● **Problem requirements**
Copy every line in which the string "styles" occurs.

● **Given information**
╭──
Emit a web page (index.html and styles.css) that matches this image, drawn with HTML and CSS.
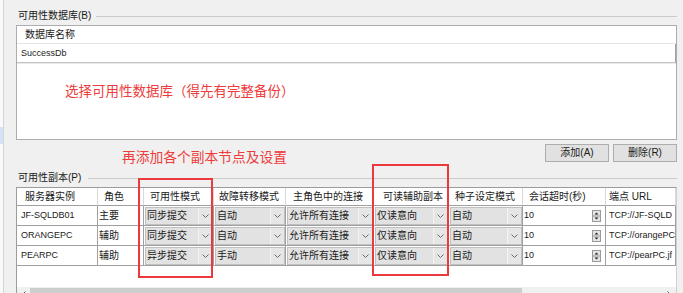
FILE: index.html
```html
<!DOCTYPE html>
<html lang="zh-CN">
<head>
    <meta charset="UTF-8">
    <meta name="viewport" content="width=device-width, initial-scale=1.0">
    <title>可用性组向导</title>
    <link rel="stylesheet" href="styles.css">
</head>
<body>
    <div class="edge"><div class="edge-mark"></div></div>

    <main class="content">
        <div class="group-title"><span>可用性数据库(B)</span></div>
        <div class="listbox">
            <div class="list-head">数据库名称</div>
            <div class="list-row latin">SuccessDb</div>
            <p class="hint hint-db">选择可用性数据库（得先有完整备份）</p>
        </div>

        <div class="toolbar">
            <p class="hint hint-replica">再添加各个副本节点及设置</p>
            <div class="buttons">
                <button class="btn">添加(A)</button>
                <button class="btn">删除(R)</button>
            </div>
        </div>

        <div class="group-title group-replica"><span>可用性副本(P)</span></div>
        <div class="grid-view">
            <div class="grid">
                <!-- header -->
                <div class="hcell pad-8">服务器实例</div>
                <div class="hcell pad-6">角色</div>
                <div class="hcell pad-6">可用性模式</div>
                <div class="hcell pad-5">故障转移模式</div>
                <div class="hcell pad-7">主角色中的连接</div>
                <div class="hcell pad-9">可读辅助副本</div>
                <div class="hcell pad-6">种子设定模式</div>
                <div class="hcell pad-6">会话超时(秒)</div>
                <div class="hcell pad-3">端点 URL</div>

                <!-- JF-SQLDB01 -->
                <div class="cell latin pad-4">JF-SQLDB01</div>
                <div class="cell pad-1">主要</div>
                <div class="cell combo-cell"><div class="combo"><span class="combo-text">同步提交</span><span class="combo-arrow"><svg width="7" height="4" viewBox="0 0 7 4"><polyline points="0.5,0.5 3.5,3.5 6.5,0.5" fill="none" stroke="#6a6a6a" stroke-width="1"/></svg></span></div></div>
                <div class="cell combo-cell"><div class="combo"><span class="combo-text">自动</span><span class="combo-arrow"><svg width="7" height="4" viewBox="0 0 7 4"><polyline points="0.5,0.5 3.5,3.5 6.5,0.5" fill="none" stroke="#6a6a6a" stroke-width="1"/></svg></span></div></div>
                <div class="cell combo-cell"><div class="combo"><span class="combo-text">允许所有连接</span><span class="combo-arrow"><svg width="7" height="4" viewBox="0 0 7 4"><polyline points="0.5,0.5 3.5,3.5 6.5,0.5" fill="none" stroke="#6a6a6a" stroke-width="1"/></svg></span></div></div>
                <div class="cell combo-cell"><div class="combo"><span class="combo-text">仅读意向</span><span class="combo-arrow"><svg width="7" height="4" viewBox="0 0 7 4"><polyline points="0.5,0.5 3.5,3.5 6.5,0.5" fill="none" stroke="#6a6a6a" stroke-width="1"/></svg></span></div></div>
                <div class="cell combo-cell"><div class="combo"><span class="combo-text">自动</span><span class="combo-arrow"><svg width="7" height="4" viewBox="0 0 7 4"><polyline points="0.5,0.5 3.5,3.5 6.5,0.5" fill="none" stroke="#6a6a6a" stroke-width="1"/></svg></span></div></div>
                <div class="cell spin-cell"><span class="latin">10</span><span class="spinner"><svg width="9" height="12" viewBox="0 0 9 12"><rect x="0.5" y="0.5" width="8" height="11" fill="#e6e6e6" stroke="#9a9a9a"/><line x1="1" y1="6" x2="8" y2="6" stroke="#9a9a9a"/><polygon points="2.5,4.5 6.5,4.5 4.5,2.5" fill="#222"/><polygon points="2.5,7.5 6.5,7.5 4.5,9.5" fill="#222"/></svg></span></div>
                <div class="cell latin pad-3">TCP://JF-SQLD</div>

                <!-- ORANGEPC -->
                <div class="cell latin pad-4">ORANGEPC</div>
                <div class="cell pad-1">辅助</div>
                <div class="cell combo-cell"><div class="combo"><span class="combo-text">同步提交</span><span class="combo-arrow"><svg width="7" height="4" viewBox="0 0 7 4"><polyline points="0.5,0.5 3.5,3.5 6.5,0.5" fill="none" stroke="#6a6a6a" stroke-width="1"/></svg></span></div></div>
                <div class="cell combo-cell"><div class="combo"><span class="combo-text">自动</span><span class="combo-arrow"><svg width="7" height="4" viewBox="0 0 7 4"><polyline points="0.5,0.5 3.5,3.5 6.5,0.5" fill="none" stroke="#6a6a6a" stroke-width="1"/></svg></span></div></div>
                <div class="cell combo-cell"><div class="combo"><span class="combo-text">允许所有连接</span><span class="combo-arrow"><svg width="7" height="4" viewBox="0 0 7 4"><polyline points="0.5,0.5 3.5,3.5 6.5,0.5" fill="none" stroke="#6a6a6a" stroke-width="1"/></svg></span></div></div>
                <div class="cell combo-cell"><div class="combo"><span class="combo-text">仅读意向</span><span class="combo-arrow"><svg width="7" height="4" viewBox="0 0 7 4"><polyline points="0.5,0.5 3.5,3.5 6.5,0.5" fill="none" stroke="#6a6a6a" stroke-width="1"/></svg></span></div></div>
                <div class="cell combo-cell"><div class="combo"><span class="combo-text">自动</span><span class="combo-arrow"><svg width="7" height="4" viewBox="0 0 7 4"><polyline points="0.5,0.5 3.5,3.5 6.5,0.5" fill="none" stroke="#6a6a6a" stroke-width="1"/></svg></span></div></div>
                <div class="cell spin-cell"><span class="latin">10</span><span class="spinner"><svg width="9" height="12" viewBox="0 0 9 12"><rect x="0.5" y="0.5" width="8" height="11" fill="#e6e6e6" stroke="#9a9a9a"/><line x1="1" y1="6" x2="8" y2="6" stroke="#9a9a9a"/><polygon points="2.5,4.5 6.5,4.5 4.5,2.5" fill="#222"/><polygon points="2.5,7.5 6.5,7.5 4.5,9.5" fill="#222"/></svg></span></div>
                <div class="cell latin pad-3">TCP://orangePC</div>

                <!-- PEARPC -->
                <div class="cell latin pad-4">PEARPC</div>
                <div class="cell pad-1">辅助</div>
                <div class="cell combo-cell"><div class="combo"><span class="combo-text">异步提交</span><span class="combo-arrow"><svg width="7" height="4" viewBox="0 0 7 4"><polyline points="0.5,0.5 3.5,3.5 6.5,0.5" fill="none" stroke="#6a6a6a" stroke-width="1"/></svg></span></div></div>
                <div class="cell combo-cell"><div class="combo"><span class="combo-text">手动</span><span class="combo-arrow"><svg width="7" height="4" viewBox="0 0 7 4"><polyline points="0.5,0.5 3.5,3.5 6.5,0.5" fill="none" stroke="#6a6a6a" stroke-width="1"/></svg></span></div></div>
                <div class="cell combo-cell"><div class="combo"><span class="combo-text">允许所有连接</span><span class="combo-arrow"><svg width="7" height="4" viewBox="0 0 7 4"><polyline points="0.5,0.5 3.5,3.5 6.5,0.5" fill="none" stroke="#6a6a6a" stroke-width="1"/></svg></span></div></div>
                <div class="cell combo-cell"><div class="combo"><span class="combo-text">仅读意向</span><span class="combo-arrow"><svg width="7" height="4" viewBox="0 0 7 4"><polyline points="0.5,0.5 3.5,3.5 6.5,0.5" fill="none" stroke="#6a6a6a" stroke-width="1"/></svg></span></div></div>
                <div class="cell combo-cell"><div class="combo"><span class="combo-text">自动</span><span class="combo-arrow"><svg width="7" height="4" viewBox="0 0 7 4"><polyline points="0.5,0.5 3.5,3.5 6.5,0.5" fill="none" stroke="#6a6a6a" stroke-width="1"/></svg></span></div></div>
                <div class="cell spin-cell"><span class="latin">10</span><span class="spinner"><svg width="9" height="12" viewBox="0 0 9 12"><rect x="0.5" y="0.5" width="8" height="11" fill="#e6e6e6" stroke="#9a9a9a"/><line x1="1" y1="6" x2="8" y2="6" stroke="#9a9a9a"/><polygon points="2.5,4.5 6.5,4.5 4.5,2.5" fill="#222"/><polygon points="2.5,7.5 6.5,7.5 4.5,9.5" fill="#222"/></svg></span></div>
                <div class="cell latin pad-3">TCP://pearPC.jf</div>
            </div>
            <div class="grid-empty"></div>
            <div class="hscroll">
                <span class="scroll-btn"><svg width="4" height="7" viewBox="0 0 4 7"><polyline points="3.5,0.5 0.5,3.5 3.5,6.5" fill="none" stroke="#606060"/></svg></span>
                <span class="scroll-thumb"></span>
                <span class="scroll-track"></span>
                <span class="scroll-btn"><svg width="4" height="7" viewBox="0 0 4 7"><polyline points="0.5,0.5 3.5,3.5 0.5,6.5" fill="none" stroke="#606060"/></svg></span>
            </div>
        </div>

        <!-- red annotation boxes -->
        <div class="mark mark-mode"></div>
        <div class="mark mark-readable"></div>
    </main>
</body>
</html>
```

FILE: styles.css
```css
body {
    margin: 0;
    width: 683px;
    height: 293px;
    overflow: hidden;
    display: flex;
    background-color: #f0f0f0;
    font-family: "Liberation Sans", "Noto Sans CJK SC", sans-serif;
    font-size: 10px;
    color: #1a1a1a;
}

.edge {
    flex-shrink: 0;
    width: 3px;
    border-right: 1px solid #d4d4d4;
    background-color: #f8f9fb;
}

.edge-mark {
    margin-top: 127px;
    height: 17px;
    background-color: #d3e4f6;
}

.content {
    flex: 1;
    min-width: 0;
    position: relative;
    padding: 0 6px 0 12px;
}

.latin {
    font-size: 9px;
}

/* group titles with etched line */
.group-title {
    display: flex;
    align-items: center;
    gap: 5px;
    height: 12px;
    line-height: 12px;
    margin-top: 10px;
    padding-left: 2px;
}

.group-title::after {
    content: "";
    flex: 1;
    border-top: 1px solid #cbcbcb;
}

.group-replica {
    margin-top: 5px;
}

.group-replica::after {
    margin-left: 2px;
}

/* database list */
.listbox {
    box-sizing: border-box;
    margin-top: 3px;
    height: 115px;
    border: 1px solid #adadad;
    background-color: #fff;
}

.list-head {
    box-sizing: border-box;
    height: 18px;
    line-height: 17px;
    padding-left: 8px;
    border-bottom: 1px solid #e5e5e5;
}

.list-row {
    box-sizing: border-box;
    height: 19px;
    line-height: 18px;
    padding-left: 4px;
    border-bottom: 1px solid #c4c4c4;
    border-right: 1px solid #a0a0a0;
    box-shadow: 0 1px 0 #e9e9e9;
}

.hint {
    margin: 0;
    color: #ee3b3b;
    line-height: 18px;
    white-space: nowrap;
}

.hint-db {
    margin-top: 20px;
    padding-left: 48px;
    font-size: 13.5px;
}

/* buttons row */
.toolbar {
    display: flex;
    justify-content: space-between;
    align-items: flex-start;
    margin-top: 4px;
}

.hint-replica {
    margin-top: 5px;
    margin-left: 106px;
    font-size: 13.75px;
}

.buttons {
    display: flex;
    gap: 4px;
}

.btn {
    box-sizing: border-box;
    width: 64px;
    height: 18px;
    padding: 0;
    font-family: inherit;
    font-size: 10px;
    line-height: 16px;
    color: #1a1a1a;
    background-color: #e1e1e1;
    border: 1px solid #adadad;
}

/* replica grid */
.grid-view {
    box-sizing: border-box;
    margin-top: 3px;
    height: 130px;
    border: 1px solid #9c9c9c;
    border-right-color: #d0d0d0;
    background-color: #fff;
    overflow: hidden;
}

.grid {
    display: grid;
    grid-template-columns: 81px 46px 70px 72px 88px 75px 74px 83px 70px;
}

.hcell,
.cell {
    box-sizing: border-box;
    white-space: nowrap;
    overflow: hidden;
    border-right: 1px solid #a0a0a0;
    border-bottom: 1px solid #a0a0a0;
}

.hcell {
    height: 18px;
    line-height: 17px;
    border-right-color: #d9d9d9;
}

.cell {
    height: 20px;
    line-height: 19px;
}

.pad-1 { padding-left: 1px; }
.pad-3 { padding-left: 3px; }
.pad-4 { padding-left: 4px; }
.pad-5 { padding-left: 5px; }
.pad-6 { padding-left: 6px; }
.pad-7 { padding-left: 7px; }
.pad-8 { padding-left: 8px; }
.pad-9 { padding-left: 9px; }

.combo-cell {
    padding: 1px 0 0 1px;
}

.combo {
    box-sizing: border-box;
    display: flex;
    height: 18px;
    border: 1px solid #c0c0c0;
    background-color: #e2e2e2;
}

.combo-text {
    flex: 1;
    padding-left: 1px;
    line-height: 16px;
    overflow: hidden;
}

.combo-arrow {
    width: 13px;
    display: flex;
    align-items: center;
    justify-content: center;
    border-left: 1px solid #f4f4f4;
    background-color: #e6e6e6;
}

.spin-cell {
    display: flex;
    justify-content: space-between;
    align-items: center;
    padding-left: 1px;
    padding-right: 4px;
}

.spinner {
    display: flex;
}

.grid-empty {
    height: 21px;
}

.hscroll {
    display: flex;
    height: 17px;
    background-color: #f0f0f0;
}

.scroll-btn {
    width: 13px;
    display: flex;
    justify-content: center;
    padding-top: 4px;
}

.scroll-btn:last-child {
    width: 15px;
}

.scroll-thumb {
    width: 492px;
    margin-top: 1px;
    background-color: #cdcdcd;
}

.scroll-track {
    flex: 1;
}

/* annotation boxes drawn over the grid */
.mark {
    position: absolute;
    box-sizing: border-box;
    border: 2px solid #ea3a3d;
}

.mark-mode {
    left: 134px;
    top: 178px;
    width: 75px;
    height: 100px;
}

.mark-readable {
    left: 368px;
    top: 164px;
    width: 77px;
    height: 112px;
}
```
╰──
● **Exercise solution**
Emit a web page (index.html and styles.css) that matches this image, drawn with HTML and CSS.
    <link rel="stylesheet" href="styles.css">
FILE: styles.css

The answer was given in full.